What to do:
Restate the listing that follows word for word, without its pictures.

Provided data:
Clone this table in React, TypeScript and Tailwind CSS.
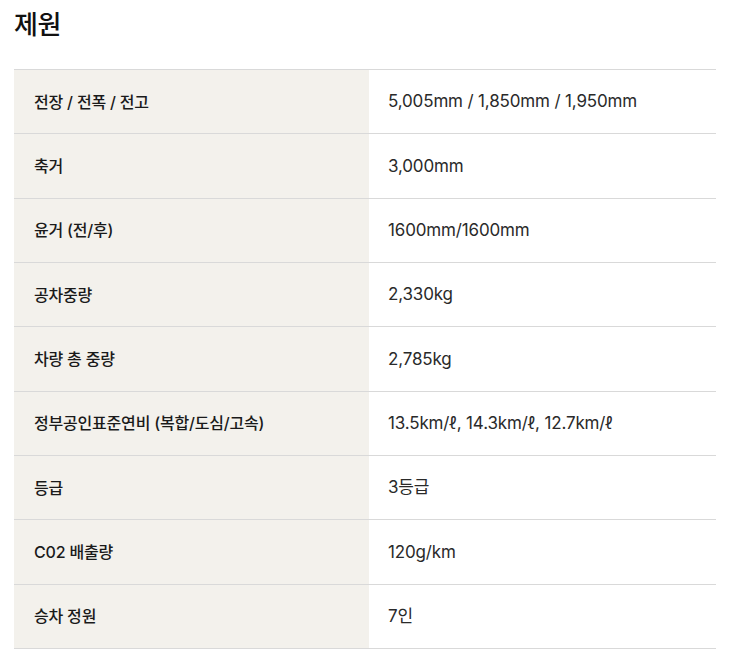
const SPECS: { label: string; value: string }[] = [
  { label: '전장 / 전폭 / 전고', value: '5,005mm / 1,850mm / 1,950mm' },
  { label: '축거', value: '3,000mm' },
  { label: '윤거 (전/후)', value: '1600mm/1600mm' },
  { label: '공차중량', value: '2,330kg' },
  { label: '차량 총 중량', value: '2,785kg' },
  { label: '정부공인표준연비 (복합/도심/고속)', value: '13.5km/ℓ, 14.3km/ℓ, 12.7km/ℓ' },
  { label: '등급', value: '3등급' },
  { label: 'C02 배출량', value: '120g/km' },
  { label: '승차 정원', value: '7인' },
]

export default function App() {
  return (
    <div
      className="bg-white w-[729px] h-[670px] pl-[14px] pt-[6px]"
      style={{ fontFamily: 'Inter, "Noto Sans CJK KR", sans-serif' }}
    >
      <h2 className="text-[26px] leading-[38px] font-medium text-[#111] tracking-[-0.5px]">제원</h2>
      <div className="mt-[25px] w-[702px] border-t border-[#d9d9d9]">
        {SPECS.map(s => (
          <div key={s.label} className="flex h-[64.33px] border-b border-[#d9d9d9]">
            <div className="w-[355px] shrink-0 bg-[#f3f1ec] flex items-center pl-[20px] text-[16px] font-medium text-[#1a1a1a] tracking-[-0.2px]">
              {s.label}
            </div>
            <div className="flex-1 flex items-center pl-[19px] pt-[1px] text-[17px] font-normal text-[#2a2a2a] tracking-[-0.15px]">
              {s.value}
            </div>
          </div>
        ))}
      </div>
    </div>
  )
}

Result for this task:
Clone this table in React, TypeScript and Tailwind CSS.
const SPECS: { label: string; value: string }[] = [
  { label: '전장 / 전폭 / 전고', value: '5,005mm / 1,850mm / 1,950mm' },
  { label: '축거', value: '3,000mm' },
  { label: '윤거 (전/후)', value: '1600mm/1600mm' },
  { label: '공차중량', value: '2,330kg' },
  { label: '차량 총 중량', value: '2,785kg' },
  { label: '정부공인표준연비 (복합/도심/고속)', value: '13.5km/ℓ, 14.3km/ℓ, 12.7km/ℓ' },
  { label: '등급', value: '3등급' },
  { label: 'C02 배출량', value: '120g/km' },
  { label: '승차 정원', value: '7인' },
]

export default function App() {
  return (
    <div
      className="bg-white w-[729px] h-[670px] pl-[14px] pt-[6px]"
      style={{ fontFamily: 'Inter, "Noto Sans CJK KR", sans-serif' }}
    >
      <h2 className="text-[26px] leading-[38px] font-medium text-[#111] tracking-[-0.5px]">제원</h2>
      <div className="mt-[25px] w-[702px] border-t border-[#d9d9d9]">
        {SPECS.map(s => (
          <div key={s.label} className="flex h-[64.33px] border-b border-[#d9d9d9]">
            <div className="w-[355px] shrink-0 bg-[#f3f1ec] flex items-center pl-[20px] text-[16px] font-medium text-[#1a1a1a] tracking-[-0.2px]">
              {s.label}
            </div>
            <div className="flex-1 flex items-center pl-[19px] pt-[1px] text-[17px] font-normal text-[#2a2a2a] tracking-[-0.15px]">
              {s.value}
            </div>
          </div>
        ))}
      </div>
    </div>
  )
}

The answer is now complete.